*TO DO:*
Reproduce the lines below exactly, from the one containing "Rebuild this screenshot as a component, using React, TypeScript" through the one containing "import React from 'react';", both included. Leave out any pictures.

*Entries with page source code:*
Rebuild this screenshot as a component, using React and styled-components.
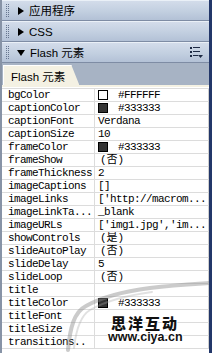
import React from "react";
import styled, { createGlobalStyle } from "styled-components";

const GlobalStyle = createGlobalStyle`
  html, body {
    margin: 0;
    padding: 0;
    background: #ffffff;
  }
  body {
    width: 212px;
    height: 353px;
    overflow: hidden;
  }
`;

const props = [
  { name: "bgColor", swatch: "#FFFFFF", value: "#FFFFFF" },
  { name: "captionColor", swatch: "#333333", value: "#333333" },
  { name: "captionFont", value: "Verdana" },
  { name: "captionSize", value: "10" },
  { name: "frameColor", swatch: "#333333", value: "#333333" },
  { name: "frameShow", value: "(否)", cjk: true },
  { name: "frameThickness", value: "2" },
  { name: "imageCaptions", value: "[]" },
  { name: "imageLinks", value: "['http://macrom..." },
  { name: "imageLinkTa...", value: "_blank" },
  { name: "imageURLs", value: "['img1.jpg','im..." },
  { name: "showControls", value: "(是)", cjk: true },
  { name: "slideAutoPlay", value: "(否)", cjk: true },
  { name: "slideDelay", value: "5" },
  { name: "slideLoop", value: "(否)", cjk: true },
  { name: "title", value: "" },
  { name: "titleColor", swatch: "#333333", value: "#333333" },
  { name: "titleFont", value: "" },
  { name: "titleSize", value: "" },
  { name: "transitions..", value: "" },
];

function ListIcon() {
  return (
    <svg width="14" height="12" viewBox="0 0 14 12">
      <g fill="#1d2a44">
        <rect x="0" y="0" width="2" height="2" />
        <rect x="3" y="0" width="7" height="1" />
        <rect x="0" y="4" width="2" height="2" />
        <rect x="3" y="4" width="7" height="1" />
        <rect x="0" y="8" width="2" height="2" />
        <rect x="3" y="8" width="5" height="1" />
        <path d="M8 8 L13 8 L10.5 11 Z" />
      </g>
    </svg>
  );
}

function Section({ title, open, menu }) {
  return (
    <Header>
      <Grip />
      <Arrow $open={open} />
      <HeaderTitle>{title}</HeaderTitle>
      {menu && (
        <MenuButton>
          <ListIcon />
        </MenuButton>
      )}
    </Header>
  );
}

export default function App() {
  return (
    <>
      <GlobalStyle />
      <Panel>
        <Section title="应用程序" />
        <Section title="CSS" />
        <Section title="Flash 元素" open menu />
        <TabStrip>
          <Tab>Flash 元素</Tab>
        </TabStrip>
        <PropGrid>
          {props.map((p) => (
            <React.Fragment key={p.name}>
              <NameCell>{p.name}</NameCell>
              <ValueCell $cjk={p.cjk}>
                {p.swatch && <Swatch $color={p.swatch} />}
                {p.value}
              </ValueCell>
            </React.Fragment>
          ))}
        </PropGrid>
        <Watermark>
          <Swoosh width="150" height="75" viewBox="0 0 150 75">
            <path
              d="M8 72 C 10 50, 14 34, 26 28 C 40 20, 60 14, 90 10 C 115 7, 135 6, 150 5"
              fill="none"
              stroke="rgba(140,140,140,0.45)"
              strokeWidth="4"
              strokeLinecap="round"
            />
            <path
              d="M14 70 C 16 52, 20 38, 30 32 C 44 24, 62 18, 92 14"
              fill="none"
              stroke="rgba(170,170,170,0.35)"
              strokeWidth="2"
              strokeLinecap="round"
            />
          </Swoosh>
          <MarkTitle>思洋互动</MarkTitle>
          <MarkUrl>www.ciya.cn</MarkUrl>
        </Watermark>
      </Panel>
    </>
  );
}

const Panel = styled.div`
  position: relative;
  display: flex;
  flex-direction: column;
  width: 212px;
  height: 353px;
  box-sizing: border-box;
  border-left: 2px solid #8793a6;
  border-right: 3px solid #233769;
  background: #ffffff;
  overflow: hidden;
`;

const Header = styled.div`
  display: flex;
  align-items: center;
  height: 19px;
  padding: 0 4px 0 4px;
  border-top: 1px solid #eaf0f7;
  border-bottom: 1px solid #7e8ca4;
  background: linear-gradient(to bottom, #d3dcea 0%, #c2cfe0 55%, #b3c1d6 100%);
  font-family: "Liberation Sans", "Noto Sans CJK SC", sans-serif;
  font-size: 11px;
  color: #000000;
`;

const Grip = styled.span`
  width: 1px;
  height: 13px;
  border-left: 1px dotted #66758f;
  border-right: 1px dotted #66758f;
`;

const Arrow = styled.span`
  width: 0;
  height: 0;
  margin-left: ${(p) => (p.$open ? "8px" : "9px")};
  border-style: solid;
  border-color: transparent;
  ${(p) =>
    p.$open
      ? `border-width: 6px 4px 0 4px; border-top-color: #000;`
      : `border-width: 4px 0 4px 6px; border-left-color: #000;`}
`;

const HeaderTitle = styled.span`
  margin-left: 5px;
  font-size: 11.5px;
  line-height: 14px;
`;

const MenuButton = styled.span`
  display: flex;
  margin-left: auto;
  margin-right: 1px;
`;

const TabStrip = styled.div`
  display: flex;
  align-items: flex-end;
  height: 22px;
  padding-left: 1px;
  background: #a7b3c4;
  border-bottom: 2px solid #f4f1e3;
`;

const Tab = styled.div`
  display: flex;
  align-items: center;
  height: 20px;
  padding: 0 14px 0 7px;
  background: #f4f1e3;
  border-left: 1px solid #ffffff;
  border-top: 1px solid #ffffff;
  box-sizing: border-box;
  clip-path: polygon(0 0, calc(100% - 8px) 0, 100% 100%, 0 100%);
  font-family: "Liberation Sans", "Noto Sans CJK SC", sans-serif;
  font-size: 11.5px;
  color: #000000;
`;

const PropGrid = styled.div`
  display: grid;
  grid-template-columns: 93px 1fr;
  margin-top: 1px;
  border-top: 1px solid #dcdcdc;
  font-family: "Liberation Mono", "Noto Sans CJK SC", monospace;
  font-size: 11px;
  letter-spacing: -0.6px;
  color: #000000;
`;

const NameCell = styled.div`
  height: 12px;
  line-height: 12px;
  padding-left: 6px;
  border-bottom: 1px solid #dcdcdc;
  border-right: 1px solid #dcdcdc;
  white-space: nowrap;
  overflow: hidden;
`;

const ValueCell = styled.div`
  display: flex;
  align-items: center;
  height: 12px;
  line-height: 12px;
  padding-left: ${(p) => (p.$cjk ? "5px" : "3px")};
  border-bottom: 1px solid #dcdcdc;
  border-right: 1px solid #cfcfcf;
  white-space: nowrap;
  overflow: hidden;
  letter-spacing: ${(p) => (p.$cjk ? "0" : "-0.6px")};
`;

const Swatch = styled.span`
  flex: none;
  width: 8px;
  height: 8px;
  margin-right: 10px;
  border: 1px solid #000000;
  background: ${(p) => p.$color};
`;

const Watermark = styled.div`
  position: absolute;
  left: 0;
  top: 0;
  width: 100%;
  height: 100%;
  pointer-events: none;
`;

const Swoosh = styled.svg`
  position: absolute;
  left: 58px;
  top: 278px;
`;

const MarkTitle = styled.div`
  position: absolute;
  left: 109px;
  top: 315px;
  font-family: "Noto Sans CJK SC", sans-serif;
  font-weight: 900;
  font-size: 15px;
  line-height: 15px;
  letter-spacing: 2px;
  color: #111111;
  text-shadow: 1px 0 #fff, -1px 0 #fff, 0 1px #fff, 0 -1px #fff;
`;

const MarkUrl = styled.div`
  position: absolute;
  left: 106px;
  top: 331px;
  font-family: "Liberation Sans", sans-serif;
  font-weight: bold;
  font-size: 12.5px;
  line-height: 12px;
  color: #111111;
  text-shadow: 1px 0 #fff, -1px 0 #fff, 0 1px #fff, 0 -1px #fff;
`;
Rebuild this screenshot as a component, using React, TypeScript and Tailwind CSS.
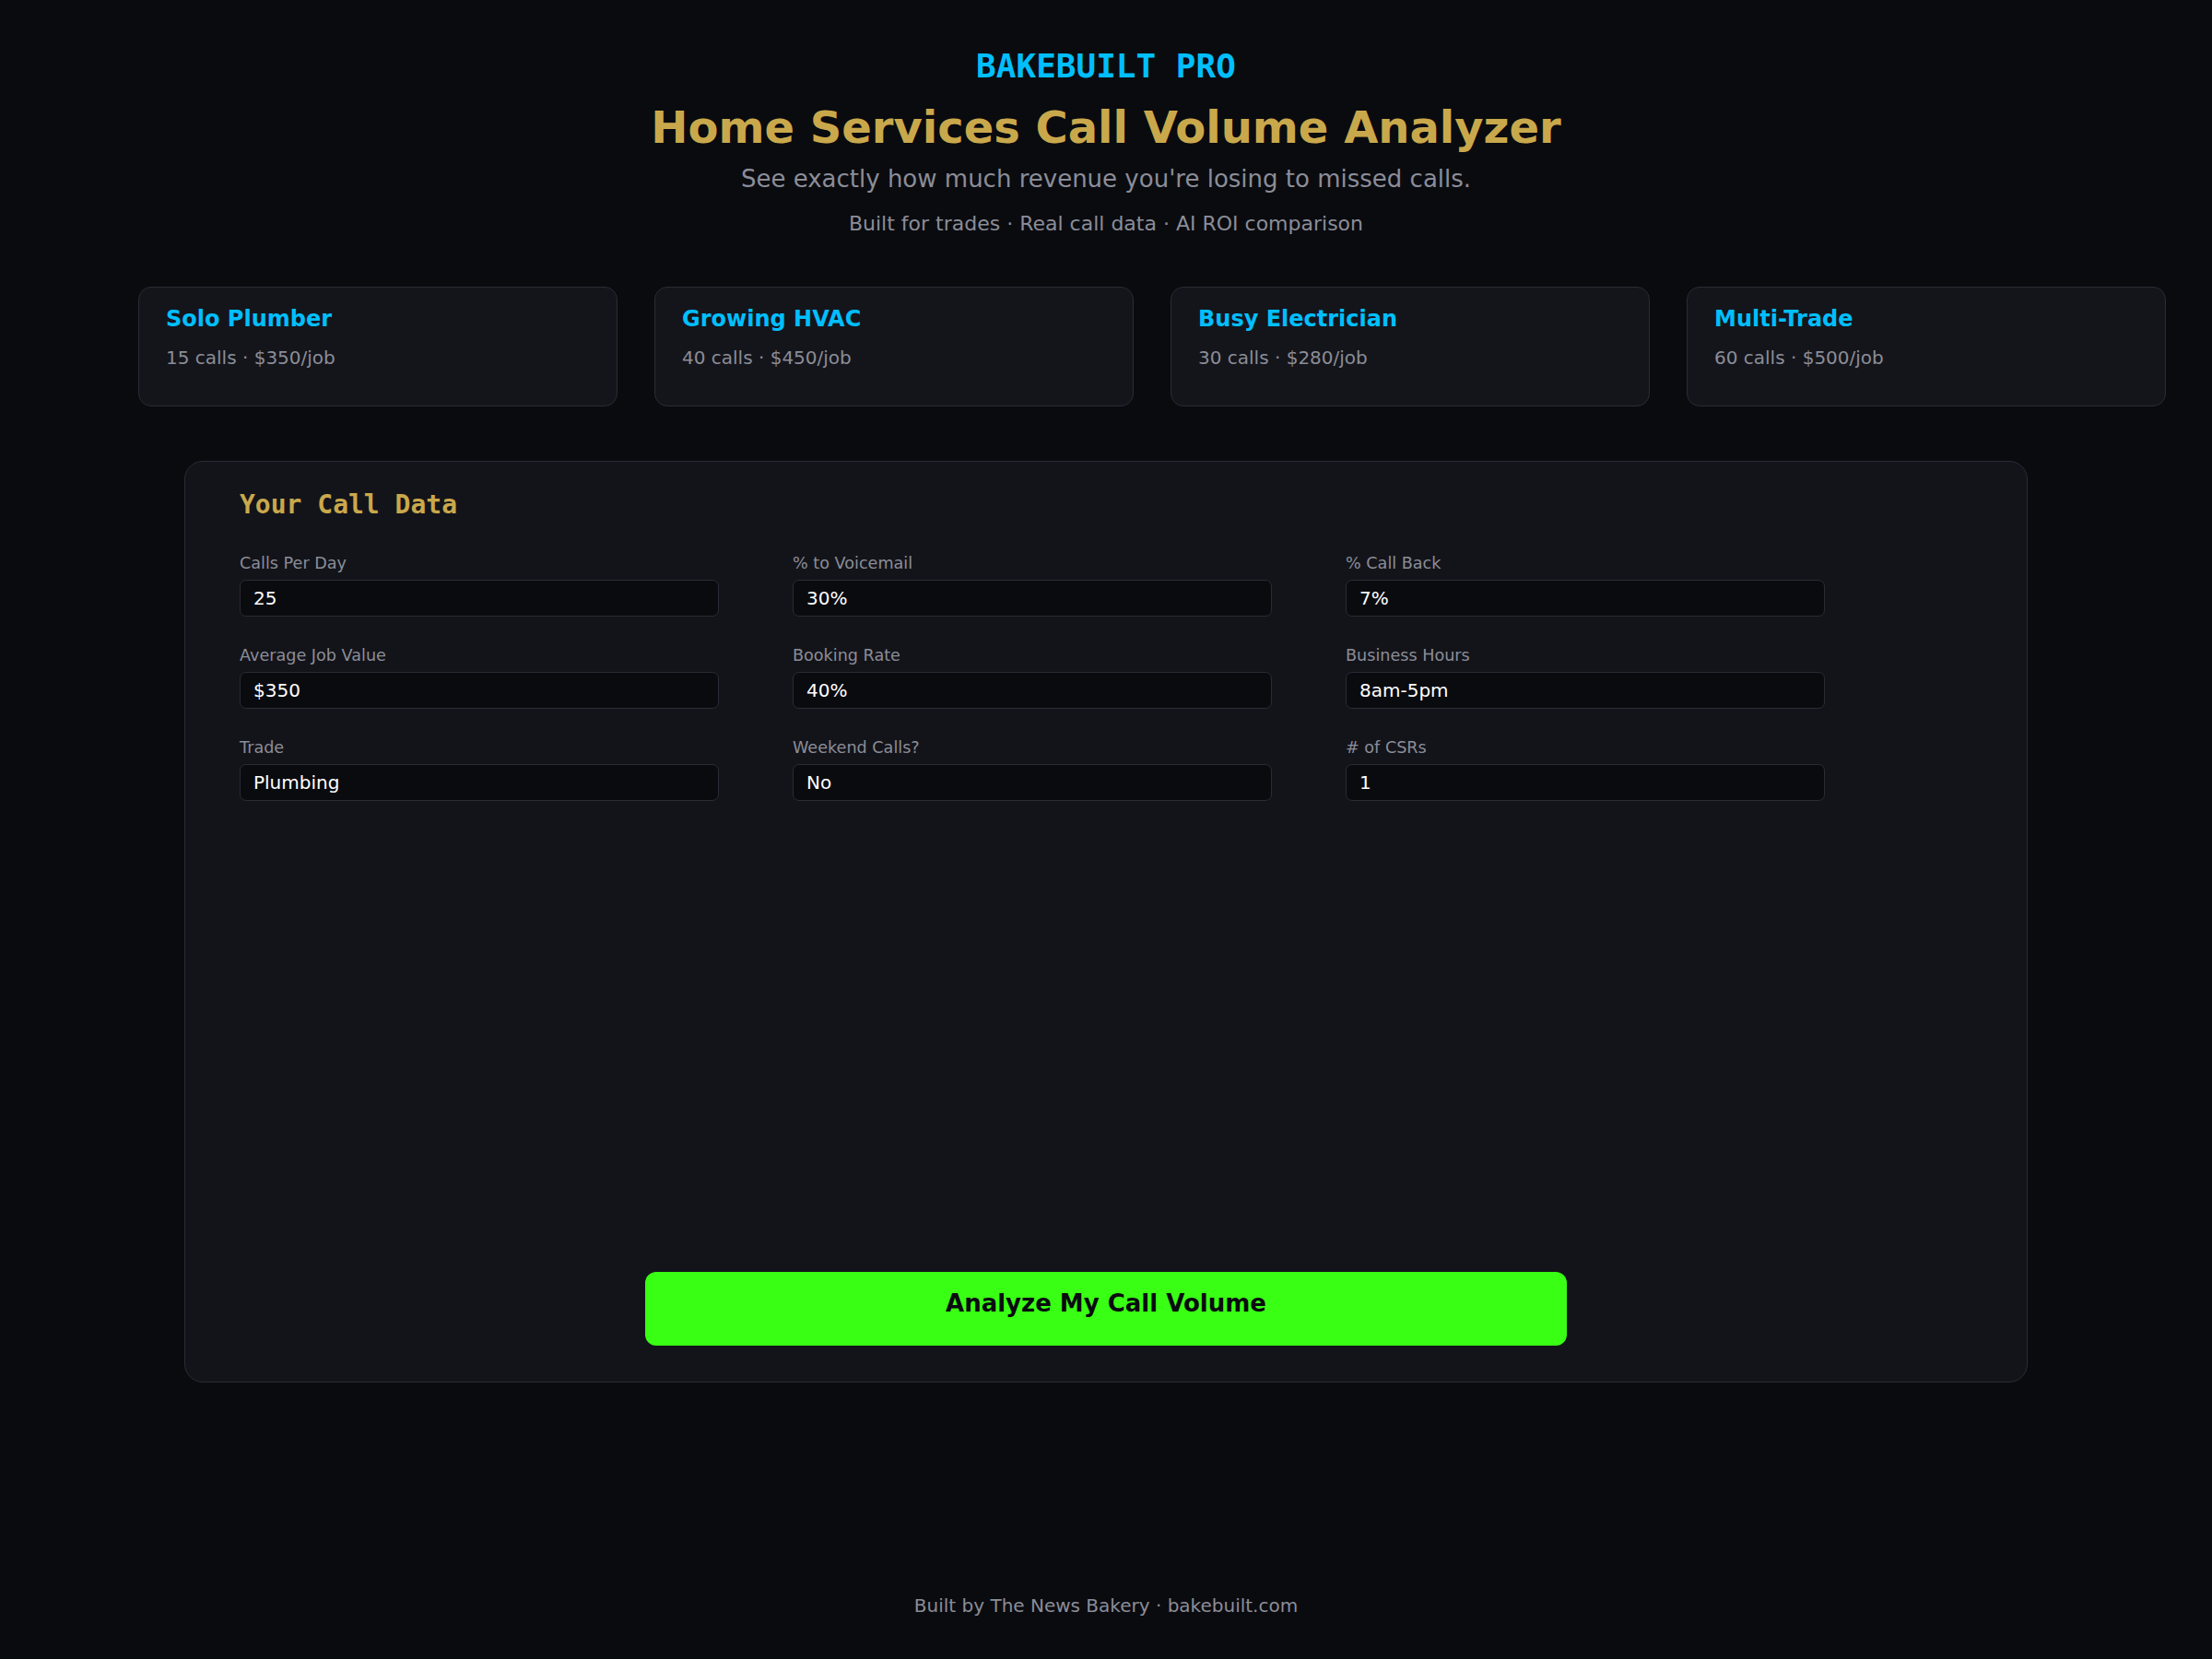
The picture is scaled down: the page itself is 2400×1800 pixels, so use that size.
import React from 'react';

const presets = [
  { name: 'Solo Plumber', detail: '15 calls · $350/job' },
  { name: 'Growing HVAC', detail: '40 calls · $450/job' },
  { name: 'Busy Electrician', detail: '30 calls · $280/job' },
  { name: 'Multi-Trade', detail: '60 calls · $500/job' },
];

const fields = [
  { label: 'Calls Per Day', value: '25' },
  { label: '% to Voicemail', value: '30%' },
  { label: '% Call Back', value: '7%' },
  { label: 'Average Job Value', value: '$350' },
  { label: 'Booking Rate', value: '40%' },
  { label: 'Business Hours', value: '8am-5pm' },
  { label: 'Trade', value: 'Plumbing' },
  { label: 'Weekend Calls?', value: 'No' },
  { label: '# of CSRs', value: '1' },
];

const sans = { fontFamily: '"DejaVu Sans", Verdana, sans-serif' };
const mono = { fontFamily: '"DejaVu Sans Mono", "Liberation Mono", monospace' };

export default function App() {
  return (
    <div className="min-h-[1800px] w-[2400px] bg-[#0a0b0f] text-white" style={sans}>
      {/* Header */}
      <header className="flex flex-col items-center pt-[50px] text-center">
        <div className="text-[36px] leading-[44px] font-bold text-[#00bfff]" style={mono}>
          BAKEBUILT PRO
        </div>
        <h1 className="mt-[15px] text-[48px] leading-[58px] font-bold text-[#c9a84c]">
          Home Services Call Volume Analyzer
        </h1>
        <p className="mt-[8px] text-[26px] leading-[38px] text-[#8b8d98]">
          See exactly how much revenue you're losing to missed calls.
        </p>
        <p className="mt-[14px] text-[22px] leading-[32px] text-[#8b8d98]">
          Built for trades · Real call data · AI ROI comparison
        </p>
      </header>

      {/* Preset cards */}
      <div className="mt-[52px] pl-[150px]">
        <div className="grid w-[2200px] grid-cols-4 gap-[40px]">
          {presets.map((p) => (
            <button
              key={p.name}
              className="flex h-[130px] flex-col items-start rounded-[14px] border border-[#2a2b35] bg-[#14151b] px-[29px] pt-[16px] text-left"
            >
              <span className="text-[24px] leading-[36px] font-bold text-[#00bfff]">{p.name}</span>
              <span className="mt-[9px] text-[20px] leading-[30px] text-[#8b8d98]">{p.detail}</span>
            </button>
          ))}
        </div>
      </div>

      {/* Call data panel */}
      <main className="mx-auto mt-[59px] flex h-[1000px] w-[2000px] flex-col rounded-[20px] border border-[#2a2b35] bg-[#13141a] px-[59px] pt-[26px] pb-[39px]">
        <h2 className="text-[28px] leading-[42px] font-bold text-[#c9a84c]" style={mono}>
          Your Call Data
        </h2>
        <div className="mt-[29px] grid grid-cols-[repeat(3,520px)] gap-x-[80px] gap-y-[29px]">
          {fields.map((f) => (
            <label key={f.label} className="flex flex-col">
              <span className="mb-[5px] text-[17.6px] leading-[26px] text-[#8b8d98]">{f.label}</span>
              <input
                type="text"
                defaultValue={f.value}
                className="h-[40px] w-[520px] rounded-[7px] border border-[#2a2b35] bg-[#0a0b0f] px-[14px] text-[20px] text-white outline-none"
                style={sans}
              />
            </label>
          ))}
        </div>
        <button className="mx-auto mt-auto flex h-[80px] w-[1000px] items-start justify-center rounded-[12px] bg-[#39ff14] pt-[15px] text-[26px] leading-[39px] font-bold text-[#0a0b0f]">
          Analyze My Call Volume
        </button>
      </main>

      {/* Footer */}
      <footer className="mt-[227px] pb-[43px] text-center text-[20px] leading-[30px] text-[#8b8d98]">
        Built by The News Bakery · bakebuilt.com
      </footer>
    </div>
  );
}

*COMPLETE ANSWER:*
Rebuild this screenshot as a component, using React, TypeScript and Tailwind CSS.
The picture is scaled down: the page itself is 2400×1800 pixels, so use that size.
import React from 'react';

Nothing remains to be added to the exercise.